The defense played every card in their hand, even arguing that the pressures of being from a wealthy family had caused the two teens to act out against their life of privilege. Man, being rich must be so, so tough.
They painted a picture of both men as fantasists: Leopold as a self-aggrandizing servant, desperate to worship and serve Loeb, while Loeb imagined himself a criminal genius, with need of someone to applaud him. As evidence, one of the psychological profilers quoted a conversation he had with Loeb. When asked what he thought of the possibility of death by hanging, the killer said “Well, it’s too bad a fellow won’t be able to read about it in the newspapers.”
All of these narratives and counter-narratives were woven over a grueling 33-day trial, which came to a head with a twelve-hour closing argument from Darrow. His speech became a definitive aspect of not only the trial, but his entire career. In it, he gave an impassioned argument against the death penalty in principle.
Invoking all kinds of fresh science from the decades prior, he eloquently argued that if it’s in human nature — or an individual’s own nature — to commit crime, then they can’t rightly be held fully responsible in the traditional moral sense, making the death penalty barbaric.
It’s an interesting question to consider. If we accept that inescapable factors like insanity result in diminished responsibility, can that be extended to more basic parts of human or individual nature? Hmm, I think that question might be taking us a little far away from The Casual Criminalist and towards The Hardcore Criminologist, so I’ll just leave it for you to consider.
At any rate, the closing speech was a home run. Leopold and Loeb — the child killers — were sentenced to life in prison, plus 99 years for kidnapping. They had dodged the noose, and Robert Crowe was left to stomp his hat in frustration. Later that day, he railed against the judge in the press, and was quoted as saying:
“[Leopold and Loeb] had the reputation of being… degenerates of the worst type. […] .It is unfortunate for the welfare of the community that they were not sentenced to death.”
The two degenerates on the other hand, seemed quite pleased with the result. They were allowed to shake Darrow’s hand before being carted off to Northern Illinois Penitentiary, where I’m sure their Nietzsche quotes won them both a lot of friends.
That about brings us to the end of the story of Leopold and Loeb, so I’d like to ask, was this ‘the crime of the century’ which the newspapers tried to sell it as? Honestly, without the money and status involved, I doubt it would even be considered particularly noteworthy. Robert Crowe put it pretty well in his own closing argument, when he said:
Take away their money, and what happens? The same thing that has happened to all the other men who have been tried in this building, who had no money. […] Clarence Darrow once said that a poor man on trial here was disposed of in fifteen minutes, but if he was rich and committed the same crime and he got a good lawyer, his trial would last twenty-one days. Well, they got three lawyers and it has lasted just a little bit longer.

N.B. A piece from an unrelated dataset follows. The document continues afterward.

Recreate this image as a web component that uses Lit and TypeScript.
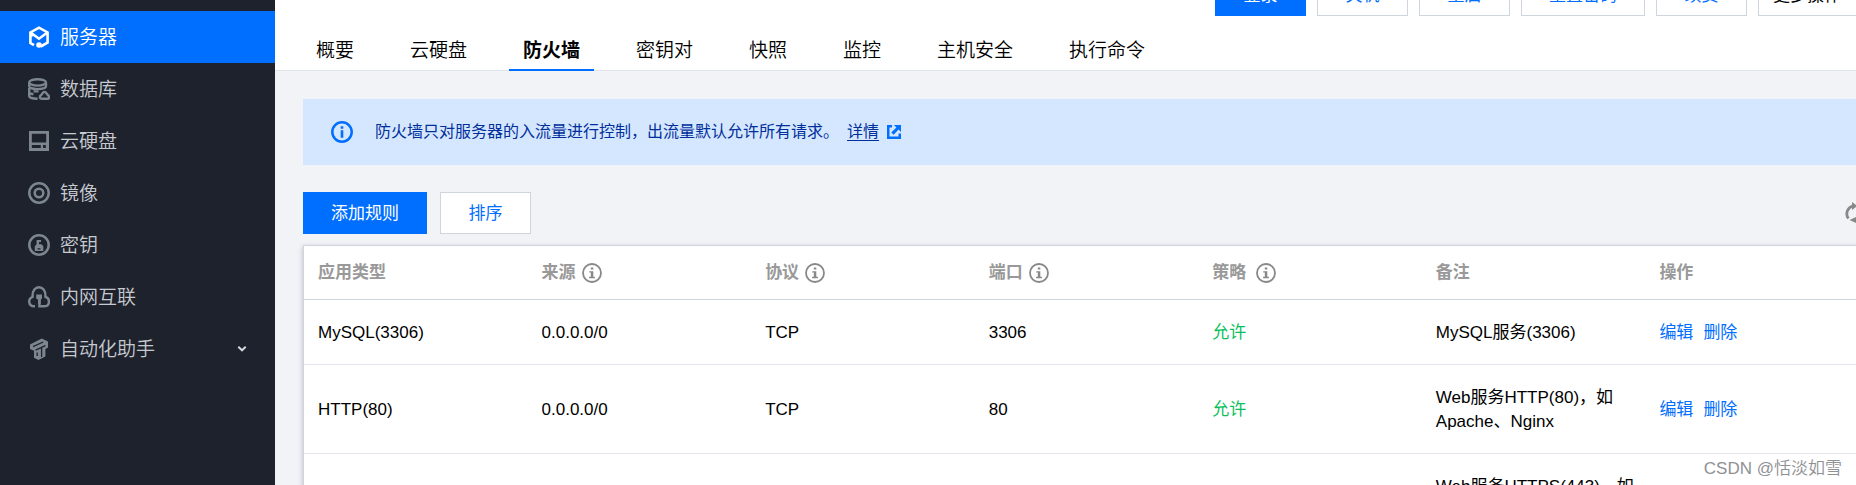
import { LitElement, html, css, svg, nothing } from "lit";
import { customElement, property } from "lit/decorators.js";
import { classMap } from "lit/directives/class-map.js";

const FONT = css`"Liberation Sans", "Noto Sans CJK SC", sans-serif`;

const navIcons: Record<string, unknown> = {
  server: svg`<g fill="none" stroke="currentColor" stroke-width="2.6">
    <path d="M6 19.200 2.400 17V6.400L11 1.700l8.600 4.700v10.200l-6.800 3.900"/>
    <path d="M3 6.800 11 12.700l8-5.900"/></g>
    <path d="M2.400 6.500 7 9.800 2.400 11z" fill="currentColor"/>
    <circle cx="11" cy="19" r="2.800" fill="currentColor"/>`,
  database: svg`<g fill="none" stroke="currentColor" stroke-width="2.400">
    <ellipse cx="9.600" cy="4.400" rx="8.400" ry="3.200"/>
    <path d="M1.200 4.800v3.400c0 1.600 3.400 2.900 8 2.900s8.800-1.200 8.800-2.900V4.800"/>
    <path d="M1.200 10v4c0 1 1.400 1.800 4.200 2.200M1.200 14.500v3.400c0 1.700 3.600 2.800 8.400 2.800M5.600 13.400h5"/>
    <path d="M13.500 20.700c-2 0-2.200-2.400-.4-3.600 1-.6 1.400-3.100 3.400-3.100s2.400 2.500 3.400 3.100c1.800 1.200 1.600 3.600-.4 3.600z"/></g>`,
  disk: svg`<path fill="currentColor" fill-rule="evenodd" d="M1 1h20v20H1zM3.800 3.800h14.400v8.700H3.800zM3.800 15h9v3h-9zM15 15h2.800v3H15z"/>`,
  image: svg`<g fill="none" stroke="currentColor" stroke-width="2.500">
    <circle cx="11" cy="11" r="9.700"/><circle cx="11" cy="11" r="4.300"/></g>`,
  key: svg`<circle cx="11" cy="11" r="9.700" fill="none" stroke="currentColor" stroke-width="2.500"/>
    <path fill-rule="evenodd" fill="currentColor" d="M8.600 6H13v2h-2v2.200h2.500l1.800 2V17H6.800v-4.800l1.800-2zM9.500 14.200v1.200h3v-1.200z"/>`,
  network: svg`<g fill="none" stroke="currentColor" stroke-width="2.400">
    <path d="M7 20.300C-.4 20.600-.2 12 4.600 10.800 3.800-2 18.200-2 17.400 10.800c4.800 1.200 5 9.500-1.400 9.500h-4.600V13"/></g>
    <path d="M8.200 8.500h5.800v4l-1.300 1.300v4.200h-2.600v-4.200l-1.900-1.300z" fill="currentColor"/>`,
  helper: svg`<path fill="currentColor" d="M2 6.500 13.800.6 20 3.600v6L17.400 11v7.500L10.400 22 6 19.700v-7L2 11z"/>
    <path fill="none" stroke="#1e222d" stroke-width="1.300" d="M5 8.600 15.200 4M7.600 12.200 17.400 7.600M13.600 10v9M9.200 14.500v3.600"/>`,
};

@customElement("info-icon")
class InfoIcon extends LitElement {
  @property({ type: Boolean }) strong = false;
  static styles = css`
    :host { display: inline-flex; flex: none; }
    svg { display: block; width: 20px; height: 20px; }
    .strong { width: 22px; height: 22px; }
  `;
  render() {
    return this.strong
      ? html`<svg class="strong" viewBox="0 0 22 22" aria-hidden="true">
          <circle cx="11" cy="11" r="9.700" fill="none" stroke="currentColor" stroke-width="2.500"/>
          <path d="M9.700 5.300h2.600v2.500H9.700zM9.700 9.300h2.600v7.400H9.700z" fill="currentColor"/></svg>`
      : html`<svg viewBox="0 0 20 20" aria-hidden="true">
          <circle cx="10" cy="10" r="9" fill="none" stroke="currentColor" stroke-width="1.800"/>
          <path d="M8.800 4.500h2.500v2.100H8.800zM7.300 8.200h4v5.600h1.600v1.400H7.100v-1.400h1.700V9.600H7.300z" fill="currentColor"/></svg>`;
  }
}

@customElement("side-nav")
class SideNav extends LitElement {
  static styles = css`
    :host { display: block; flex: none; width: 275px; background: #1e222d; font-family: ${FONT}; }
    .list { margin: 0; padding: 11px 0 0; list-style: none; }
    .item {
      display: flex; align-items: center; gap: 10px; height: 52px; padding: 0 28px;
      color: #7d868f; text-decoration: none;
    }
    .label { flex: 1; padding-top: 2px; font-size: 19px; line-height: 28px; font-weight: 350; color: #c6cad0; }
    .active { background: #006eff; color: #fff; }
    .active .label { color: #fff; }
    .glyph { width: 22px; height: 22px; }
    .chevron { width: 10px; height: 8px; color: #d4d7dc; }
  `;
  items = [
    { id: "server", label: "服务器" },
    { id: "database", label: "数据库" },
    { id: "disk", label: "云硬盘" },
    { id: "image", label: "镜像" },
    { id: "key", label: "密钥" },
    { id: "network", label: "内网互联" },
    { id: "helper", label: "自动化助手", expandable: true },
  ];
  render() {
    return html`<nav><ul class="list">
      ${this.items.map((i) => html`<li><a href="#${i.id}" class=${classMap({ item: true, active: i.id === "server" })}>
        <svg class="glyph" viewBox="0 0 22 22" aria-hidden="true">${navIcons[i.id]}</svg>
        <span class="label">${i.label}</span>
        ${i.expandable ? html`<svg class="chevron" viewBox="0 0 10 8" aria-hidden="true">
          <path d="M1.300 1.800 5 5.300l3.700-3.500" fill="none" stroke="currentColor" stroke-width="2"/></svg>` : nothing}
      </a></li>`)}
    </ul></nav>`;
  }
}

const buttonStyles = css`
  .btn {
    box-sizing: border-box; min-width: 91px; height: 42px; padding: 2px 27px 0; margin: 0;
    border: 1px solid #cfd5de; border-radius: 0; background: #fff; color: #006eff;
    font-family: inherit; font-size: 17px; line-height: 24px; white-space: nowrap; cursor: pointer;
  }
  .primary { background: #006eff; border-color: #006eff; color: #fff; }
`;

@customElement("instance-header")
class InstanceHeader extends LitElement {
  static styles = [buttonStyles, css`
    :host { display: block; background: #fff; border-bottom: 1px solid #e1e4ea; font-family: ${FONT}; }
    .actions { display: flex; justify-content: flex-end; gap: 11px; padding: 0 28px; }
    .more { display: flex; align-items: center; gap: 4px; padding: 2px 14px 0; color: #000; }
    .arrow { width: 10px; height: 8px; }
    .tabs { display: flex; gap: 28px; padding: 17px 27px 0; }
    .tab {
      margin: 0 0 -1px; padding: 0 14px; border: 0; border-bottom: 2px solid transparent;
      background: none; color: #000; font-family: inherit; font-size: 19px; font-weight: 350;
      line-height: 36px; white-space: nowrap; cursor: pointer;
    }
    .current { border-bottom-color: #006eff; font-weight: 700; }
  `];
  render() {
    return html`
      <div class="actions">
        <button class="btn primary">登录</button>
        ${["关机", "重启", "重置密码", "续费"].map((t) => html`<button class="btn">${t}</button>`)}
        <button class="btn more">更多操作<svg class="arrow" viewBox="0 0 10 8" aria-hidden="true">
          <path d="M1 2l4 4 4-4" fill="none" stroke="currentColor" stroke-width="1.500"/></svg></button>
      </div>
      <div class="tabs" role="tablist">
        ${["概要", "云硬盘", "防火墙", "密钥对", "快照", "监控", "主机安全", "执行命令"].map((t) =>
          html`<button role="tab" aria-selected=${t === "防火墙"} class=${classMap({ tab: true, current: t === "防火墙" })}>${t}</button>`)}
      </div>`;
  }
}

@customElement("firewall-panel")
class FirewallPanel extends LitElement {
  static styles = [buttonStyles, css`
    :host { display: block; padding: 28px; font-family: ${FONT}; font-size: 17px; line-height: 24px; color: #000; }
    .alert {
      display: flex; align-items: center; gap: 22px; padding: 21px 28px;
      background: #d5e7ff; color: #002f9c; font-size: 16px; font-weight: 400;
    }
    .alert info-icon { color: #006eff; }
    .message { display: flex; align-items: center; gap: 8px; margin: 0; }
    .detail { color: inherit; text-decoration: underline; text-underline-offset: 3px; }
    .jump { width: 14px; height: 14px; color: #006eff; }
    .toolbar { display: flex; align-items: center; gap: 13px; margin: 27px 0 11px; }
    .refresh { display: flex; margin-left: auto; padding: 0 4px; border: 0; background: none; color: #888; cursor: pointer; }
    .refresh svg { width: 22px; height: 22px; }
    .card { border: 1px solid #cfd5de; background: #fff; box-shadow: 0 2px 5px rgba(54, 58, 80, 0.32); }
    .rules { width: 100%; border-collapse: separate; border-spacing: 0; table-layout: fixed; }
    th, td { padding: 21px 10px 19px 14px; text-align: left; border-bottom: 1px solid #e3e7ed; font-weight: 400; }
    th { padding-top: 15px; padding-bottom: 14px; border-bottom-color: #cfd5de; color: #999; font-weight: 700; }
    .head { display: flex; align-items: center; gap: 6px; }
    .roomy { gap: 10px; }
    .head info-icon { color: #888; }
    .allow { color: #0abf5b; }
    .ops { display: flex; gap: 10px; }
    .ops a { color: #006eff; text-decoration: none; }
  `];
  columns = [
    { label: "应用类型" },
    { label: "来源", hint: true },
    { label: "协议", hint: true },
    { label: "端口", hint: true },
    { label: "策略", hint: true, roomy: true },
    { label: "备注" },
    { label: "操作" },
  ];
  rules = [
    { app: "MySQL(3306)", port: "3306", note: "MySQL服务(3306)" },
    { app: "HTTP(80)", port: "80", note: "Web服务HTTP(80)，如Apache、Nginx" },
    { app: "HTTPS(443)", port: "443", note: "Web服务HTTPS(443)，如Apache、Nginx" },
  ];
  render() {
    return html`
      <div class="alert" role="note">
        <info-icon strong></info-icon>
        <p class="message"><span>防火墙只对服务器的入流量进行控制，出流量默认允许所有请求。</span>
          <a class="detail" href="#detail">详情</a>
          <svg class="jump" viewBox="0 0 14 14" aria-hidden="true">
            <path fill="currentColor" d="M0 0h5v2.500H2.500v9h9V8.500H14V14H0zM7 0h7v7l-2.400-2.400-5 5.200-2.400-2.400 5.200-5z"/></svg>
        </p>
      </div>
      <div class="toolbar">
        <button class="btn primary">添加规则</button>
        <button class="btn">排序</button>
        <button class="refresh" aria-label="刷新"><svg viewBox="0 0 22 22" aria-hidden="true">
          <path d="M4.400 16.500A8 8 0 0 1 9 4M17.600 5.500A8 8 0 0 1 13 18" fill="none" stroke="currentColor" stroke-width="2.800"/>
          <path d="M8 0l5.500 4L8 8zM14 14l-8.500 4L14 22z" fill="currentColor"/></svg></button>
      </div>
      <div class="card">
        <table class="rules">
          <thead><tr>${this.columns.map((c) => html`<th scope="col"><span class=${classMap({ head: true, roomy: !!c.roomy })}>${c.label}${c.hint ? html`<info-icon></info-icon>` : nothing}</span></th>`)}</tr></thead>
          <tbody>${this.rules.map((r) => html`<tr>
            <td>${r.app}</td><td>0.0.0.0/0</td><td>TCP</td><td>${r.port}</td>
            <td><span class="allow">允许</span></td><td>${r.note}</td>
            <td><span class="ops"><a href="#edit">编辑</a><a href="#delete">删除</a></span></td>
          </tr>`)}</tbody>
        </table>
      </div>`;
  }
}

@customElement("app-root")
class AppRoot extends LitElement {
  static styles = css`
    :host { display: block; position: relative; height: 100vh; overflow: hidden; background: #f2f3f7; font-family: ${FONT}; }
    .shell { display: flex; height: 100%; }
    /* The console is scrolled slightly down and is a little wider than the window. */
    .main { flex: 1; min-width: 0; margin: -26px -42px 0 0; }
    .credit {
      position: absolute; right: 14px; bottom: 4px; font-size: 17px; line-height: 24px;
      color: #8f9194; font-weight: 350; text-shadow: 0 0 1px #fff;
    }
  `;
  render() {
    return html`
      <div class="shell">
        <side-nav></side-nav>
        <main class="main">
          <instance-header></instance-header>
          <firewall-panel></firewall-panel>
        </main>
      </div>
      <span class="credit">CSDN @恬淡如雪</span>`;
  }
}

When someone without the privileged life enjoyed by Leopold and Loeb kills someone, they’re tarred as a natural criminal by default. But add in a touch of wealth, and suddenly the killers are given a platform to preach their philosophical justifications. If that fact alone doesn’t make you sick, have a listen to this. In a newspaper interview during the trial, Leopold told a reporter:
A thirst for knowledge is highly commendable, no matter what extreme pain or injury it may inflict upon others. A 6-year-old-boy is justified in pulling the wings from a fly, if by doing so he learns that without wings the fly is helpless.
I’m pretty sure most of us were able to figure that out without any practical experimentation, even with our puny intellects — but that’s besides the point. All he’s describing are the same basic impulses as every garden variety sadist, just with added pretentiousness. All this talk of psychology and philosophy just dressed up one simple fact: these two men were child murderers.

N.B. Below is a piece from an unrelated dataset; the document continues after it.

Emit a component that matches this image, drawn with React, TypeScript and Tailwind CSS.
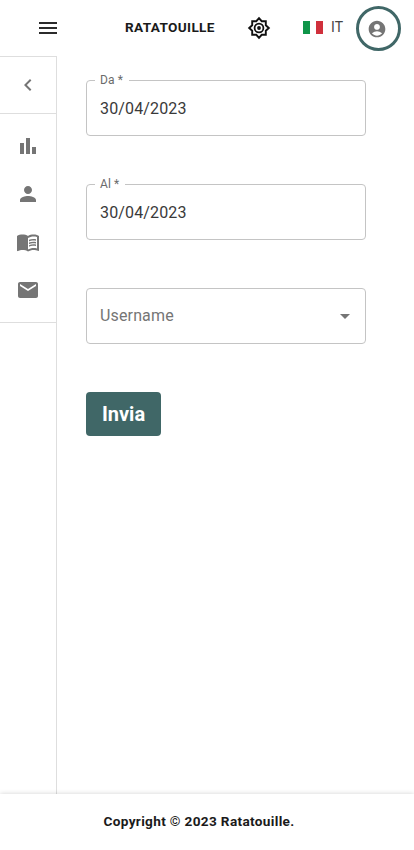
import type { ReactNode } from "react";
import {
  MdAccountCircle,
  MdArrowDropDown,
  MdBarChart,
  MdChevronLeft,
  MdEmail,
  MdMenu,
  MdMenuBook,
  MdPerson,
} from "react-icons/md";

function BrightnessIcon() {
  return (
    <svg viewBox="0 0 24 24" className="size-6" fill="none" stroke="currentColor" strokeWidth="1.9">
      <path d="M12 2.2 14.7 5.2H18.8v4.1L21.8 12l-3 2.7v4.1h-4.1L12 21.8l-2.7-3H5.2v-4.1L2.2 12l3-2.7V5.2h4.1z" />
      <circle cx="12" cy="12" r="4.4" strokeWidth="1.8" />
      <circle cx="12" cy="12" r="1.9" fill="currentColor" stroke="none" />
    </svg>
  );
}

function DateField({ label, value }: { label: string; value: string }) {
  return (
    <fieldset className="h-[61px] w-[280px] rounded border border-[#c4c4c4] pl-2">
      <legend className="h-[11px] pl-[5px] pr-1.5 text-xs leading-[11px] tracking-[0.11px] text-[#6b6b6b]">{label}</legend>
      <div className="pl-[5px] pt-[11px] text-base leading-6 tracking-[0.15px] text-[#3a3a3a]">{value}</div>
    </fieldset>
  );
}

function NavItem({ children }: { children: ReactNode }) {
  return <button className="flex h-12 w-14 items-center justify-center">{children}</button>;
}

export default function App() {
  return (
    <div className="flex h-[850px] w-[414px] flex-col overflow-hidden bg-white font-['Roboto',sans-serif] text-[#1a1a1a]">
      <header className="flex h-14 shrink-0 items-center">
        <button className="ml-9 text-[#2b2b2b]"><MdMenu size={24} /></button>
        <h1 className="ml-[65px] w-[91px] whitespace-nowrap pb-0.5 text-[13.6px] font-bold leading-5 tracking-[0.35px]">RATATOUILLE</h1>
        <button className="ml-[31px] text-[#111]"><BrightnessIcon /></button>
        <button className="ml-8 flex items-center pb-0.5">
          <span className="flex h-[13px] w-5">
            <i className="w-[7px] bg-[#0f9549]" />
            <i className="w-1.5 bg-white" />
            <i className="w-[7px] bg-[#d0303c]" />
          </span>
          <span className="ml-[7px] w-3.5 text-sm leading-5 text-[#444]">IT</span>
        </button>
        <button className="ml-3 flex size-[45px] items-center justify-center rounded-full border-[3px] border-[#406767] pr-[3px] pt-0.5 text-[#757575]">
          <MdAccountCircle size={20} />
        </button>
      </header>
      <div className="flex min-h-0 flex-1">
        <aside className="w-[57px] shrink-0 border-r border-t border-[#dedede]">
          <button className="flex h-14 w-full items-center justify-center text-[#757575]"><MdChevronLeft size={24} /></button>
          <nav className="border-y border-[#dedede] py-2 text-[#757575]">
            <NavItem><MdBarChart size={24} /></NavItem>
            <NavItem><MdPerson size={24} /></NavItem>
            <NavItem><MdMenuBook size={24} /></NavItem>
            <NavItem><MdEmail size={24} /></NavItem>
          </nav>
        </aside>
        <main className="flex flex-col items-start pl-[29px] pt-[19px]">
          <DateField label="Da *" value="30/04/2023" />
          <div className="mt-[43px]"><DateField label="Al *" value="30/04/2023" /></div>
          <button className="mt-12 flex h-14 w-[280px] items-center justify-between rounded border border-[#c4c4c4] pl-[13px] pr-2 text-base tracking-[0.15px] text-[#757575]">
            Username
            <MdArrowDropDown size={24} />
          </button>
          <button className="mt-12 h-11 w-[75px] rounded bg-[#406767] text-xl font-bold text-white">Invia</button>
        </main>
      </div>
      <footer className="relative flex h-14 shrink-0 items-center bg-white pb-0.5 pl-[103.5px] text-[13.6px] font-bold tracking-[0.34px] shadow-[0_0_5px_rgba(0,0,0,0.18)]">
        Copyright © 2023 Ratatouille.
      </footer>
    </div>
  );
}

And without any remorse to stop them, where might their murderous line of logic have taken them if they weren’t caught? I can’t say for sure, but what I can tell you is where they ended up.
In January of 1936, Loeb fell foul of another prisoner named James Day, who was serving a bid for grand larceny. Day ambushed Loeb in the prison showers, slashing and stabbing him until he lay bleeding out on the floor. He died of 50 wounds, including a slashed throat, at just 30 years old. It didn’t take kryptonite to kill this self-appointed Superman, a simple shank did the job.

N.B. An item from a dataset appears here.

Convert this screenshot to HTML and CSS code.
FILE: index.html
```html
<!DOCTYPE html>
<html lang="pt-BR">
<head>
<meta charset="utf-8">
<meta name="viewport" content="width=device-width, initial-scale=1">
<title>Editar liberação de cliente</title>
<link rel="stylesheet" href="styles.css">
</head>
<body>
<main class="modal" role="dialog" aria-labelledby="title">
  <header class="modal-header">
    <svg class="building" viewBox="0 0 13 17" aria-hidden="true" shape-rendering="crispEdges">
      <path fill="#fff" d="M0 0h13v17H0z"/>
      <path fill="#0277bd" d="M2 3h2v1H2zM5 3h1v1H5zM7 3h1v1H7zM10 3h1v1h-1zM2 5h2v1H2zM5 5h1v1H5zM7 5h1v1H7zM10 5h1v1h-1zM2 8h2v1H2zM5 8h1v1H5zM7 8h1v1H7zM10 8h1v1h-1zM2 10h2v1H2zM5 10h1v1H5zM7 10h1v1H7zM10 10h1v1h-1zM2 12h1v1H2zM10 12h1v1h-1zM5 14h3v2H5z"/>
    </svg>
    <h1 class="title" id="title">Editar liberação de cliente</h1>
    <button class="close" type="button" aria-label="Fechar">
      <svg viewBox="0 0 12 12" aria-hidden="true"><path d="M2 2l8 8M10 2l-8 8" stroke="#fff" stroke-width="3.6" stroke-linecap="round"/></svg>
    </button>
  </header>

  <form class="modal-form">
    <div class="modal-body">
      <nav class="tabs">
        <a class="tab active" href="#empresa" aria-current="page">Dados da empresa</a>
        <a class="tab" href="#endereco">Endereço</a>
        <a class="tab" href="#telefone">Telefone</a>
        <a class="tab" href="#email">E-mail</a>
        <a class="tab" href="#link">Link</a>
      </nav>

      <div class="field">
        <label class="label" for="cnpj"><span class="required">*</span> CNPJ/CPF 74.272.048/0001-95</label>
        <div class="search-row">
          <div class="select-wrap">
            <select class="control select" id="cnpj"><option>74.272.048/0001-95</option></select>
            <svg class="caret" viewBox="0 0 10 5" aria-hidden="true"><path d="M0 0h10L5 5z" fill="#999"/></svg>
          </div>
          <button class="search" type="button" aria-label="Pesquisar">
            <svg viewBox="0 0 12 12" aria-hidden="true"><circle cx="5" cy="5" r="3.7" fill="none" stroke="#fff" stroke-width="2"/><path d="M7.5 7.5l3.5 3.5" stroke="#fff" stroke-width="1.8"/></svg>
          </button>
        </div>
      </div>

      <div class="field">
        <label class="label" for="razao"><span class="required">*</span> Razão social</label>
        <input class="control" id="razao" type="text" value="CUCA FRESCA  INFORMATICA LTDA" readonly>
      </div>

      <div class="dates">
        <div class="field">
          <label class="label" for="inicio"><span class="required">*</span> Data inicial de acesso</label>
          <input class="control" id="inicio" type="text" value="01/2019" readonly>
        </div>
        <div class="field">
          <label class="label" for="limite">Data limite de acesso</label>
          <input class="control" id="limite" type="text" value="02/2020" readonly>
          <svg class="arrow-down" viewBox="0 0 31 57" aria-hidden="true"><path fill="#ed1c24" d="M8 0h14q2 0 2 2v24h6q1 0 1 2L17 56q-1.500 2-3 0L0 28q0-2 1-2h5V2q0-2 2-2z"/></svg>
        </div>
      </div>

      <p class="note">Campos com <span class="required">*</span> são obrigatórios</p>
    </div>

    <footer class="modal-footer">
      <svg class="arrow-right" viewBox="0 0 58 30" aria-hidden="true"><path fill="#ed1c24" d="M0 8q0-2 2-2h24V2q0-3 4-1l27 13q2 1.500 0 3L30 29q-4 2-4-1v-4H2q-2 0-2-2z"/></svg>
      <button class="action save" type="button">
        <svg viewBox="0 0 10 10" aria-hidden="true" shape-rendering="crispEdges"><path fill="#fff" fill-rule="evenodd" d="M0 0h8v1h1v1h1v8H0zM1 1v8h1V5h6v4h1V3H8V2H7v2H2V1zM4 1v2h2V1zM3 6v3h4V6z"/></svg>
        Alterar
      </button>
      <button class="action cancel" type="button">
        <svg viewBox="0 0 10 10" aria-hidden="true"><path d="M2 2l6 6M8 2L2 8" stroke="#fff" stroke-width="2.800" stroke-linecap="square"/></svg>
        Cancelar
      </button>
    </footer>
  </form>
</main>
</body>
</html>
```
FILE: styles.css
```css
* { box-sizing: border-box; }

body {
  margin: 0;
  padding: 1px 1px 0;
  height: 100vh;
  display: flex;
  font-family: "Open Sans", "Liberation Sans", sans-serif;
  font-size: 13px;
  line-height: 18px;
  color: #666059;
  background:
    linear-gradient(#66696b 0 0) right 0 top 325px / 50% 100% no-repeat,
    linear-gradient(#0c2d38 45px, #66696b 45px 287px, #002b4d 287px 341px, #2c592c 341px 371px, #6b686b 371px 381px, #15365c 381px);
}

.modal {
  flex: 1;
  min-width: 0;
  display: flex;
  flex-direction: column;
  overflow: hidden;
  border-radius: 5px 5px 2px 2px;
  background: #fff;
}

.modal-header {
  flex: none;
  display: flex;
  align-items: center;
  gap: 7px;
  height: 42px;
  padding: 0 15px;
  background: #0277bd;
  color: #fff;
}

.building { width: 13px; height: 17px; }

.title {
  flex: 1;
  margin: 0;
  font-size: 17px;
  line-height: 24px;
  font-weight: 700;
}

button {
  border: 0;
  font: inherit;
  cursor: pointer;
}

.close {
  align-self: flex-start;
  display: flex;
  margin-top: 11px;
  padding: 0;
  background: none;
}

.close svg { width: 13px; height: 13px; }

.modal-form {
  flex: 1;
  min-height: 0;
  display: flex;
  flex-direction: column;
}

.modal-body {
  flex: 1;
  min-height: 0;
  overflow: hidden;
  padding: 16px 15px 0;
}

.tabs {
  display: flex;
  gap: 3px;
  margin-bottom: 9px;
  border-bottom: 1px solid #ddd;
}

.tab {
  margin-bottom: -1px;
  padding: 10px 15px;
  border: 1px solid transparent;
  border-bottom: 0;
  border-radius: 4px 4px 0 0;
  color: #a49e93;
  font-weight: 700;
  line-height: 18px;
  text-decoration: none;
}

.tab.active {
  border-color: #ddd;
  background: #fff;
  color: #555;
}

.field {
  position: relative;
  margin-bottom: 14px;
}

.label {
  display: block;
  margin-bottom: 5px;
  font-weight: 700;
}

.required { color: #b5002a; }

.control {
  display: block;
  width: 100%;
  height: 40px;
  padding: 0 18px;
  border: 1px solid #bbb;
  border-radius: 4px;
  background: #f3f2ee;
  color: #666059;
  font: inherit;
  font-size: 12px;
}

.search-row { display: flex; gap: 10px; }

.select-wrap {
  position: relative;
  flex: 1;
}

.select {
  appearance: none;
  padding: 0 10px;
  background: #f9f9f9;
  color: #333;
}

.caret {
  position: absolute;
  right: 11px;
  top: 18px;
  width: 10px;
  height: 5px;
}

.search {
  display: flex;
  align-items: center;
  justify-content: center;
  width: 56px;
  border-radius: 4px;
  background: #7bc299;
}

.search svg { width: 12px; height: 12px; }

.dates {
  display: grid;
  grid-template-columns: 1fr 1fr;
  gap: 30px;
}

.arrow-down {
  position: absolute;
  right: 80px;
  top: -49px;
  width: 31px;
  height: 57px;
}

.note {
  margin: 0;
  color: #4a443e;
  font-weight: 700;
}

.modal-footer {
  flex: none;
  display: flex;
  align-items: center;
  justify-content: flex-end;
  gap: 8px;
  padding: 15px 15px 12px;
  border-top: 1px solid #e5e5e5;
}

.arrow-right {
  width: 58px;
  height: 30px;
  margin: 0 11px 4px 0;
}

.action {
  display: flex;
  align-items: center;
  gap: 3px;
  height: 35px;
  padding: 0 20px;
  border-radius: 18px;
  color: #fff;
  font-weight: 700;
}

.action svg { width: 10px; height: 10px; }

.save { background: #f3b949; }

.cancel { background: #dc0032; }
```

As for Leopold, he outlived his partner by quite a few decades. In 1958, he was granted parole, partly due to the advocacy of the poet Carl Sandburg (who was apparently willing to overlook the whole child murder thing). He started a new life down in Puerto Rico, refusing to engage with the countless requests for interviews from US journalists. He married a fellow expat, gained a degree in social care, and went on to work in leprosy research and nature writing until his death in 1971.
Two very different outcomes which appeal to two very different kinds of criminal justice: retribution vs reformation. If you don’t know which side you believe in yet, try this little experiment: which result made you less furious? There, you have your answer.
1. Despite the lawyer winning one of the most unlikely victories of his entire career, Leopold’s father was apparently unhappy with Clarence Darrow’s work, and refused to pay for his services. It’s unclear what he was hoping for. I mean, if your son kills a kid and brags about it, anything short of the maximum sentence has to be considered lenient!
2. One quirk of rich people crime is that the world of musical theater pays a lot more attention. In 2005, a musical called Thrill Me: The Leopold and Loeb Story premiered in New York to positive reviews. If the idea of listening to a chipper number in which a child murderer tries to entice a kid to get into his car sounds unsettling to you, steer well clear…
3. In 1958, Leopold was given a further platform with the release of his autobiography Life Plus 99 Years. It was seen as part of his attempt to polish his image and gain parole. Another book on the case by Meyer Levin, named Compulsion, was to be made into a film one year later, and Leopold tried to stop it on the grounds it damaged his reputation. The judge on the case essentially said: “You, the proud child murderer, have no reputation left to damage. Goodbye.”